** start PROVIDED RECORDS **
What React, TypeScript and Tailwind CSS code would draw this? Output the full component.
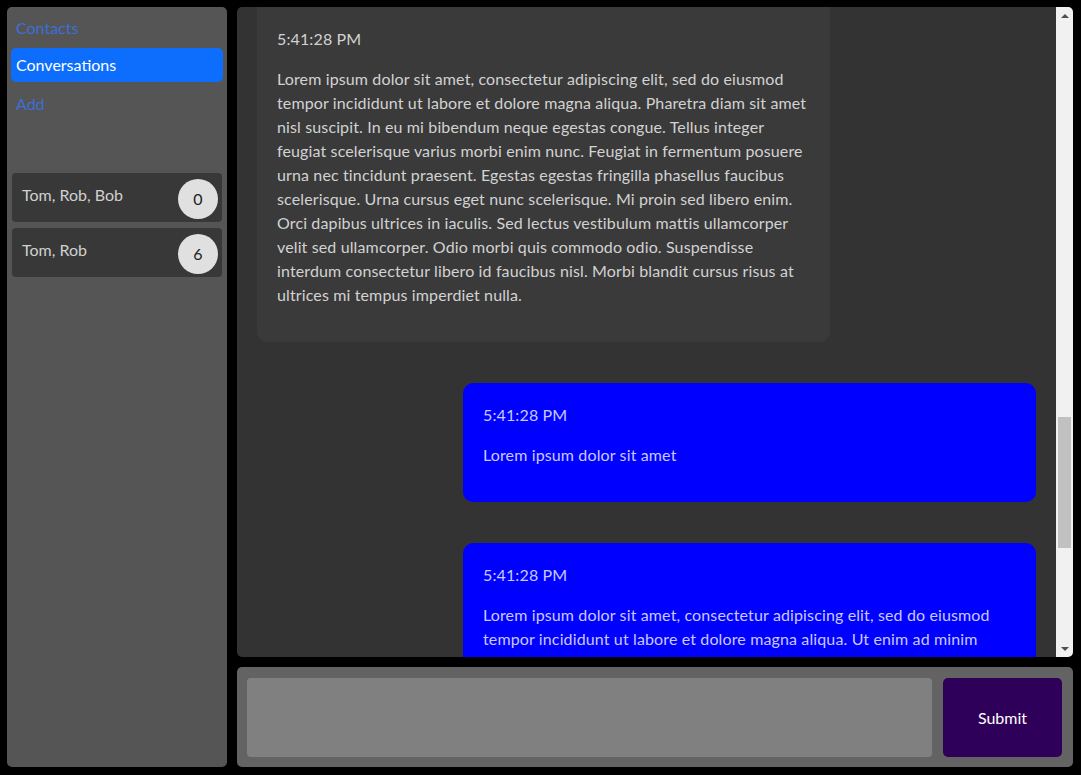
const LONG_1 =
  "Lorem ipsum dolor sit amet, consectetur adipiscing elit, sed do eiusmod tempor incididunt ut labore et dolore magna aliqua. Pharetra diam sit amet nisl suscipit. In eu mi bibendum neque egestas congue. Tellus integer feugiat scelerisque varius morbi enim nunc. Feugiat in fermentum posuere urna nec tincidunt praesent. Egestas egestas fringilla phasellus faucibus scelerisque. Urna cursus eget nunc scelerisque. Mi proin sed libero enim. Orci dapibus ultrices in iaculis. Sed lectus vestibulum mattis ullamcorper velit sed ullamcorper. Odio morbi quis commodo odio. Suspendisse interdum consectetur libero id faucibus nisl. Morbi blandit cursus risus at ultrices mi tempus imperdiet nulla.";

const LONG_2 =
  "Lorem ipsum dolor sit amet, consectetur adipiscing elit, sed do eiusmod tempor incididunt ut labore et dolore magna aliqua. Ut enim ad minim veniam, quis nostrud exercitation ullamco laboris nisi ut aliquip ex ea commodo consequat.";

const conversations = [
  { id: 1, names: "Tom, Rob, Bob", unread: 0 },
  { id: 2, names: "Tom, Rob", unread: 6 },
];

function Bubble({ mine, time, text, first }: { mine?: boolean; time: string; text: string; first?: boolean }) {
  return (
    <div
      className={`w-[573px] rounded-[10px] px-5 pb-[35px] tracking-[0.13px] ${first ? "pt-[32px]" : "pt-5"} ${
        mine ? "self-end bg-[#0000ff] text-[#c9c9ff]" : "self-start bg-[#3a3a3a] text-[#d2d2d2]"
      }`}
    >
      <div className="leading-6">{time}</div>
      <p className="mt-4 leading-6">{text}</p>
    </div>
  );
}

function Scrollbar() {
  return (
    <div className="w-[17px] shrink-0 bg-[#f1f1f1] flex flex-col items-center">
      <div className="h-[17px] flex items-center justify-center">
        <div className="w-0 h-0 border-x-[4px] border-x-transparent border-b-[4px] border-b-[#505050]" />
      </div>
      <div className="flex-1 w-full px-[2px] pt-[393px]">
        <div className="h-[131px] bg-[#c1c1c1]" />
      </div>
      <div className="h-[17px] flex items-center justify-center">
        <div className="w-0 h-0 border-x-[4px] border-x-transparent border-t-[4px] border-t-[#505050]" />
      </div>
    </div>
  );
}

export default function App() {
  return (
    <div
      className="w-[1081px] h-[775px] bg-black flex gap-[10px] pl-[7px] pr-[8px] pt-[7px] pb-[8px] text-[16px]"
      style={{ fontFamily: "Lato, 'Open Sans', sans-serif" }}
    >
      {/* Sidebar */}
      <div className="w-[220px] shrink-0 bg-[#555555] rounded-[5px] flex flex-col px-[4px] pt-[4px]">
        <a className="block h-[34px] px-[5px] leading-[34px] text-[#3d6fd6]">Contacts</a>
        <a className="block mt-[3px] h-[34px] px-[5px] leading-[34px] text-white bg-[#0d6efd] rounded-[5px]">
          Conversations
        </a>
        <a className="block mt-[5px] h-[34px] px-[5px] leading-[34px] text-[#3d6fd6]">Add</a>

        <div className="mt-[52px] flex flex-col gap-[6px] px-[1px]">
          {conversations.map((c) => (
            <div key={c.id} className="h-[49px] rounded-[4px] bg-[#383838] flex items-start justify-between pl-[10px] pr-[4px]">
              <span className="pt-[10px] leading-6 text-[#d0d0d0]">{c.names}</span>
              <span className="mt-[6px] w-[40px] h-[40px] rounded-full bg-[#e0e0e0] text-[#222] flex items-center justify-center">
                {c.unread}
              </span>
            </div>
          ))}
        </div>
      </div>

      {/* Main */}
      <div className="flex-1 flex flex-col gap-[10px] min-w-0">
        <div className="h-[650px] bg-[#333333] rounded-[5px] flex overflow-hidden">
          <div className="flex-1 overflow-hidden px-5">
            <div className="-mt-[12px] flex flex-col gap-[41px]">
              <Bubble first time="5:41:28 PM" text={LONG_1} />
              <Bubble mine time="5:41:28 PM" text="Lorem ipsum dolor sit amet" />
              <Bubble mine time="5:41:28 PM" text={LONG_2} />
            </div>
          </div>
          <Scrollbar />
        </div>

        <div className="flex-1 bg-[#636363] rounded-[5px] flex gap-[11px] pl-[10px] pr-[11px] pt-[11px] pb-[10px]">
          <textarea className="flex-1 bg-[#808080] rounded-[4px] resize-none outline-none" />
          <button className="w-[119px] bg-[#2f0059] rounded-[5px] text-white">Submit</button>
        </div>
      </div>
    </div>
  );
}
** end PROVIDED RECORDS **
** start PROVIDED RECORDS **
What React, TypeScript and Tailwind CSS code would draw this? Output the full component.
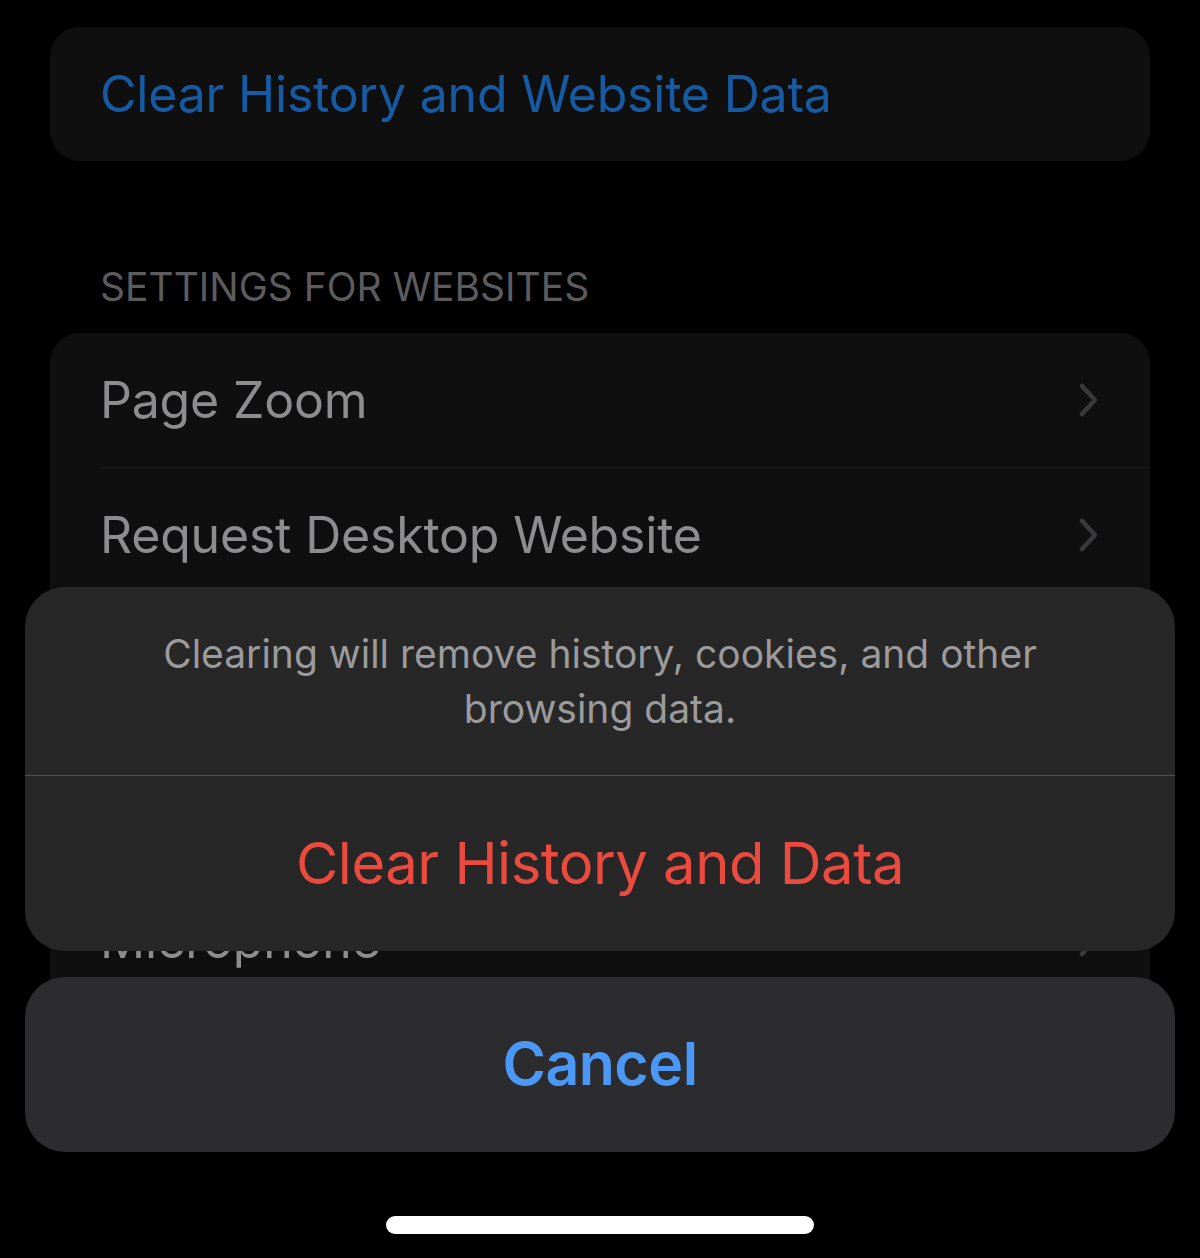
** end PROVIDED RECORDS **
** start PROVIDED RECORDS **
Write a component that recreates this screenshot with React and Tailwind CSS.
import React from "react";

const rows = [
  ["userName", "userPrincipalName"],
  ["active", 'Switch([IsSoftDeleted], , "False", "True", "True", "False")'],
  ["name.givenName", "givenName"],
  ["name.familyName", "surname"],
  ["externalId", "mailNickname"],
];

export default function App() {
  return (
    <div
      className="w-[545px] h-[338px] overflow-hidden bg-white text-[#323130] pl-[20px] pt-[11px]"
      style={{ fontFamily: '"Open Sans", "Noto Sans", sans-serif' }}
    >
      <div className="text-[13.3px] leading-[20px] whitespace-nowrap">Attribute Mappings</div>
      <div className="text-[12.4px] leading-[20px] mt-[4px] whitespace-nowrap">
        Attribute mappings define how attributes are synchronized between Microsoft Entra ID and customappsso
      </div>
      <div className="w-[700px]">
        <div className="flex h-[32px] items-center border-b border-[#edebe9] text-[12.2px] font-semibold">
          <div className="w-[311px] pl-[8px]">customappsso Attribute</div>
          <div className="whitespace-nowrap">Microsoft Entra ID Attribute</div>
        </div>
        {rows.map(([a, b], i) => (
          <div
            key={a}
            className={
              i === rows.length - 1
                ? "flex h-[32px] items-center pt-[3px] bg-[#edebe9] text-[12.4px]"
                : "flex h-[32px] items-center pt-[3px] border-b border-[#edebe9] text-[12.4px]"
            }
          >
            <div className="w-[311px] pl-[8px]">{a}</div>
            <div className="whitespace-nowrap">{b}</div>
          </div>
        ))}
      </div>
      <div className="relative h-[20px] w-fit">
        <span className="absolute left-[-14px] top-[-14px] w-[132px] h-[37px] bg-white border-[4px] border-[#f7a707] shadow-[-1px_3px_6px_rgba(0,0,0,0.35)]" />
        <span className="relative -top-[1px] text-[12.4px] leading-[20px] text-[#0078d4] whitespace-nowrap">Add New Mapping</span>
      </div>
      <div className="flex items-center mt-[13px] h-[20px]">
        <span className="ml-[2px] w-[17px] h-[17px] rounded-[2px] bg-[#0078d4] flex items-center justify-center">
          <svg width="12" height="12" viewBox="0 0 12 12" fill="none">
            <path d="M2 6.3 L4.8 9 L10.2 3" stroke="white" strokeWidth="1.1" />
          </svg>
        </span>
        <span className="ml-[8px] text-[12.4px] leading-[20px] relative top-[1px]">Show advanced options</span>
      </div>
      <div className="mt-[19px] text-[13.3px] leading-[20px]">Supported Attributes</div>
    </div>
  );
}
** end PROVIDED RECORDS **
WRITTEN PROBLEM ::
In the entries above, locate every line with the word "React" and copy it.

SOLVED PROBLEM ::
What React, TypeScript and Tailwind CSS code would draw this? Output the full component.
What React, TypeScript and Tailwind CSS code would draw this? Output the full component.
Write a component that recreates this screenshot with React and Tailwind CSS.
import React from "react";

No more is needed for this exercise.